◆ **PROVIDED INFORMATION**
[start]
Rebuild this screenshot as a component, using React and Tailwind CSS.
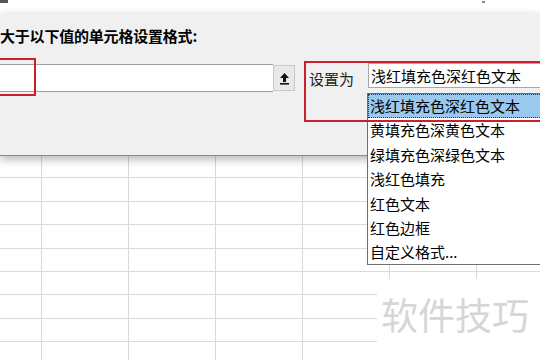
import React from "react";

const options = [
  "浅红填充色深红色文本",
  "黄填充色深黄色文本",
  "绿填充色深绿色文本",
  "浅红色填充",
  "红色文本",
  "红色边框",
  "自定义格式...",
];

const font = {
  fontFamily: '"Microsoft YaHei", "Noto Sans CJK SC", "Noto Sans", sans-serif',
};

const App = () => {
  const rows = Array.from({ length: 9 });
  const cols = [42, 87, 87, 87, 87, 87, 87];

  return (
    <div
      className="relative w-[540px] h-[360px] overflow-hidden bg-white text-black"
      style={font}
    >
      {/* white strip above the dialog */}
      <div className="h-[14px] bg-white relative">
        <div className="absolute left-0 top-0 w-[8px] h-[3px] bg-[#555]" />
        <div className="absolute left-[482px] top-[1px] w-[3px] h-[2px] bg-[#888]" />
      </div>

      {/* dialog */}
      <div className="relative z-10 h-[142px] bg-[#f0f0f0] border-b border-[#8a8a8a] shadow-[0_3px_9px_rgba(0,0,0,0.3)]">
        <div className="pt-[12px] text-[15px] font-bold leading-[20px] tracking-[-0.2px] whitespace-nowrap">
          大于以下值的单元格设置格式:
        </div>
        <div className="flex items-start mt-[18px]">
          <div className="w-[273px] h-[28px] bg-white border-y border-[#a0a0a0]" />
          <button className="w-[22px] h-[26px] mt-[1px] bg-[#e8e8e8] border border-[#c8c8c8] flex items-center justify-center">
            <svg width="11" height="13" viewBox="0 0 11 13">
              <path d="M5.5 1 L10 6 H7 V10 H4 V6 H1 Z" fill="#111" />
              <rect x="1" y="11" width="9" height="1.6" fill="#111" />
            </svg>
          </button>
          <div className="ml-[14px] mt-[6px] text-[15px] leading-[18px] text-[#222]">设置为</div>
          <div className="ml-[14px] -mt-[1px] flex-1 h-[25px] bg-white border border-[#a8a8a8] border-r-0 pl-[2px] text-[15px] leading-[23px] whitespace-nowrap">
            浅红填充色深红色文本
          </div>
        </div>
      </div>

      {/* spreadsheet grid */}
      <div className="relative">
        {rows.map((_, r) => (
          <div
            key={r}
            className="flex h-[23.4px] border-b border-[#dadada] first:h-[22.4px]"
          >
            {cols.map((w, c) => (
              <div
                key={c}
                className="shrink-0 h-full border-r border-[#d8d8d8]"
                style={{ width: w }}
              />
            ))}
          </div>
        ))}
      </div>

      {/* dropdown list */}
      <div className="absolute z-20 left-[367px] top-[93px] w-[190px] h-[172px] bg-white border border-[#6e6e6e] text-[15px] leading-[24.4px] whitespace-nowrap">
        {options.map((o, i) => (
          <div
            key={o}
            className={
              i === 0
                ? "pl-[1px] h-[24.4px] bg-[#99c9ef] border border-dotted border-[#333] leading-[22.4px]"
                : "pl-[2px] h-[24.4px]"
            }
          >
            {o}
          </div>
        ))}
      </div>

      {/* red annotation boxes */}
      <div className="absolute z-30 -left-[4px] top-[58px] w-[40px] h-[38px] border-2 border-[#c8202c]" />
      <div className="absolute z-30 left-[304px] top-[61px] w-[250px] h-[61px] border-2 border-[#c8202c]" />

      {/* watermark */}
      <div className="absolute left-[377px] top-[279px] w-[163px] h-[81px] bg-white">
        <div className="pl-[4px] pt-[14px] text-[37px] leading-[42px] text-[#d6d6d6]">
          软件技巧
        </div>
      </div>
    </div>
  );
};

export default App;
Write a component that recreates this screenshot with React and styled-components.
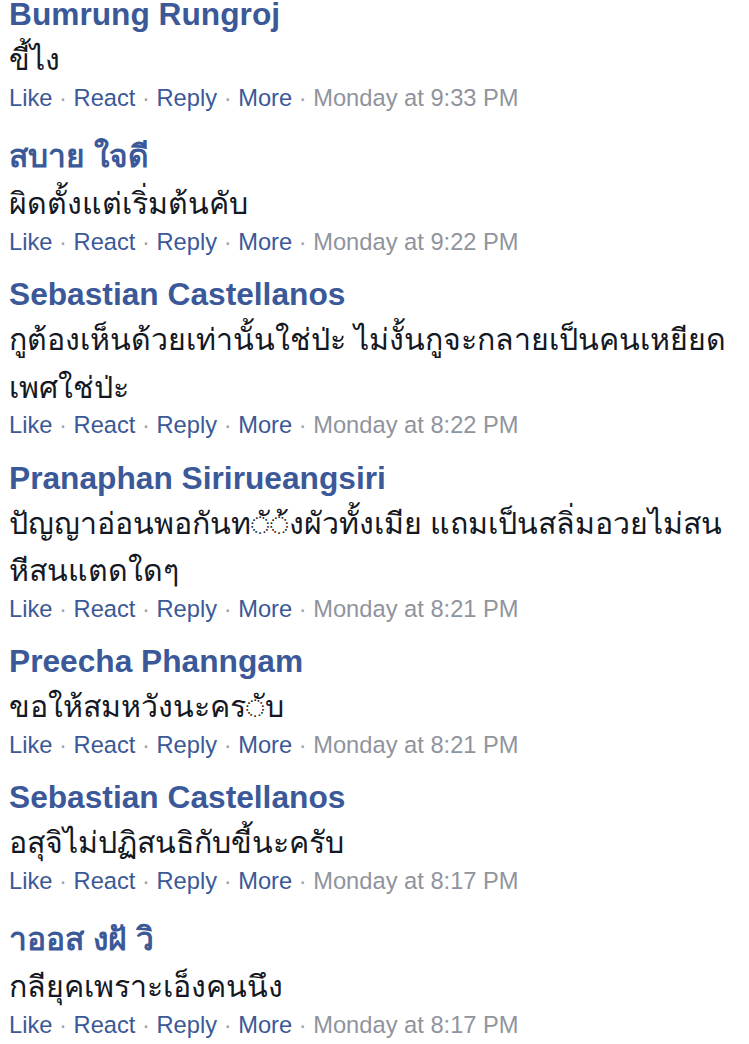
import React from 'react';
import styled, { createGlobalStyle } from 'styled-components';

const GlobalStyle = createGlobalStyle`
  html, body {
    margin: 0;
    padding: 0;
    background: #fff;
  }
  body {
    font-family: "Liberation Sans", Arial, sans-serif;
  }
`;

const List = styled.div`
  display: flex;
  flex-direction: column;
  gap: 24.5px;
  padding: 0 15px 0 9px;
  width: 749px;
  box-sizing: border-box;
`;

const Comment = styled.div`
  display: flex;
  flex-direction: column;
`;

const Name = styled.div`
  color: #3b5998;
  font-weight: 700;
  font-size: 31.7px;
  line-height: 28px;
  padding: ${p => (p.$thai ? '6px 0 2px' : '0')};
  margin-bottom: 8px;
  white-space: nowrap;
`;

const Body = styled.div`
  color: #141823;
  font-size: 30.3px;
  line-height: 47.5px;
`;

const Actions = styled.div`
  font-size: 23.7px;
  line-height: 28px;
  color: #90949c;
  white-space: nowrap;
`;

const Link = styled.span`
  color: #3b5998;
`;

const Dot = styled.span`
  color: #a0a4ab;
`;

const comments = [
  { name: 'Bumrung Rungroj', text: 'ขี้ไง', time: 'Monday at 9:33 PM' },
  { name: 'สบาย ใจดี', thai: true, text: 'ผิดตั้งแต่เริ่มต้นคับ', time: 'Monday at 9:22 PM' },
  {
    name: 'Sebastian Castellanos',
    text: 'กูต้องเห็นด้วยเท่านั้นใช่ป่ะ ไม่งั้นกูจะกลายเป็นคนเหยียดเพศใช่ป่ะ',
    time: 'Monday at 8:22 PM',
  },
  {
    name: 'Pranaphan Sirirueangsiri',
    text: 'ปัญญาอ่อนพอกันท\u25CC\u0E31\u25CC\u0E49งผัวทั้งเมีย แถมเป็นสลิ่มอวยไม่สนหีสนแตดใดๆ',
    time: 'Monday at 8:21 PM',
  },
  { name: 'Preecha Phanngam', text: 'ขอให้สมหวังนะคร\u25CC\u0E31บ', time: 'Monday at 8:21 PM' },
  { name: 'Sebastian Castellanos', text: 'อสุจิไม่ปฏิสนธิกับขี้นะครับ', time: 'Monday at 8:17 PM' },
  { name: 'าออส งฝั วิ', thai: true, text: 'กลียุคเพราะเอ็งคนนึง', time: 'Monday at 8:17 PM' },
];

const ActionLine = ({ time }) => (
  <Actions>
    <Link>Like</Link> <Dot>·</Dot> <Link>React</Link> <Dot>·</Dot> <Link>Reply</Link>{' '}
    <Dot>·</Dot> <Link>More</Link> <Dot>·</Dot> {time}
  </Actions>
);

export default function App() {
  return (
    <>
      <GlobalStyle />
      <List>
        {comments.map((c, i) => (
          <Comment key={i}>
            <Name $thai={c.thai}>{c.name}</Name>
            <Body>{c.text}</Body>
            <ActionLine time={c.time} />
          </Comment>
        ))}
      </List>
    </>
  );
}
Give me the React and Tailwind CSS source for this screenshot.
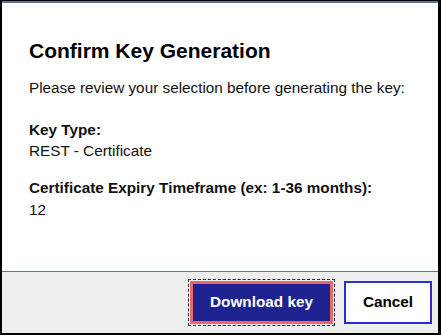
export default function App() {
  return (
    <div className="w-[441px] h-[335px] bg-black pl-[2px] pr-[3px] pb-[2px] pt-[1px] font-['Liberation_Sans',Arial,sans-serif] text-[#111]">
      <div className="flex flex-col h-full border-t-2 border-[#5d7792] bg-white">
        <div className="flex-1 pl-[27px] pt-[35px]">
          <h2 className="text-[21px] font-bold leading-[26px] text-black">Confirm Key Generation</h2>
          <p className="mt-[14px] text-[15.3px] leading-[20px]">Please review your selection before generating the key:</p>
          <div className="mt-[22px]">
            <div className="text-[15.3px] font-bold leading-[20px]">Key Type:</div>
            <div className="mt-[1px] text-[15.3px] leading-[20px]">REST - Certificate</div>
          </div>
          <div className="mt-[17px]">
            <div className="text-[15.3px] font-bold leading-[20px]">Certificate Expiry Timeframe (ex: 1-36 months):</div>
            <div className="mt-[2px] text-[15.3px] leading-[20px]">12</div>
          </div>
        </div>
        <div className="h-[62px] shrink-0 border-t border-[#5d7792] bg-[#eeeeee] flex items-center justify-end gap-[9px] pr-[6px]">
          <div className="p-px border border-dashed border-[#1b2a3f]">
            <button className="w-[143px] h-[43px] bg-[#1f2391] border-[3px] border-[#f26565] text-white text-[15.3px] font-bold">Download key</button>
          </div>
          <button className="w-[88px] h-[43px] bg-white border-2 border-[#2a30cc] text-black text-[15.3px] font-bold">Cancel</button>
        </div>
      </div>
    </div>
  );
}
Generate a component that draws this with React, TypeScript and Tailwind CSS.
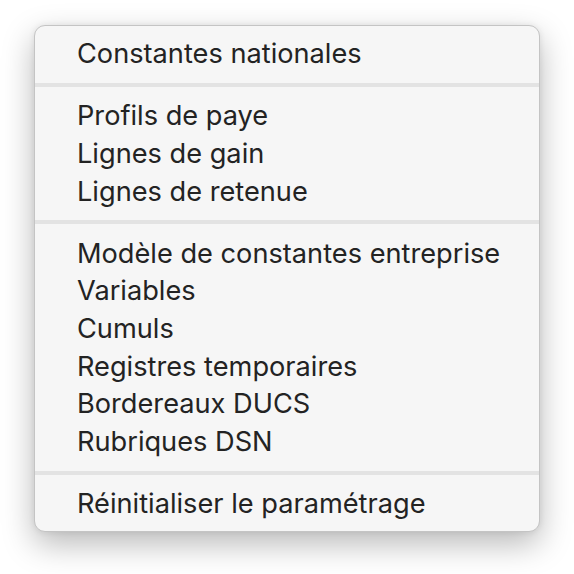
import React from 'react';

type Entry = string | null;

// null = séparateur
const entries: Entry[] = [
    'Constantes nationales',
    null,
    'Profils de paye',
    'Lignes de gain',
    'Lignes de retenue',
    null,
    'Modèle de constantes entreprise',
    'Variables',
    'Cumuls',
    'Registres temporaires',
    'Bordereaux DUCS',
    'Rubriques DSN',
    null,
    'Réinitialiser le paramétrage',
];

export default function App() {
    return (
        <div className="w-[574px] h-[574px] bg-white pt-[25px] pl-[34px]">
            <div
                className="w-[506px] h-[507px] rounded-[11px] bg-[#f6f6f6] border border-[#c4c4c4] shadow-[0_12px_32px_rgba(0,0,0,0.28),0_0_6px_rgba(0,0,0,0.08)] pt-[9px] pb-[8px] text-[#232323]"
                style={{ fontFamily: 'Inter, "Noto Sans", sans-serif' }}
            >
                {entries.map((label, i) =>
                    label === null ? (
                        <div key={i} className="h-[24.3px] flex items-center">
                            <div className="w-full h-[4px] bg-[#e3e3e3]" />
                        </div>
                    ) : (
                        <div key={i} className="h-[37.7px] flex items-center pl-[42px] text-[27.2px] leading-none">
                            {label}
                        </div>
                    )
                )}
            </div>
        </div>
    );
}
[end]
Take the records from their first line through the line containing "const cols = [42, 87, 87, 87, 87, 87, 87];" and please return exactly those lines, both ends included, minus the pictures.

Rebuild this screenshot as a component, using React and Tailwind CSS.
import React from "react";

const options = [
  "浅红填充色深红色文本",
  "黄填充色深黄色文本",
  "绿填充色深绿色文本",
  "浅红色填充",
  "红色文本",
  "红色边框",
  "自定义格式...",
];

const font = {
  fontFamily: '"Microsoft YaHei", "Noto Sans CJK SC", "Noto Sans", sans-serif',
};

const App = () => {
  const rows = Array.from({ length: 9 });
  const cols = [42, 87, 87, 87, 87, 87, 87];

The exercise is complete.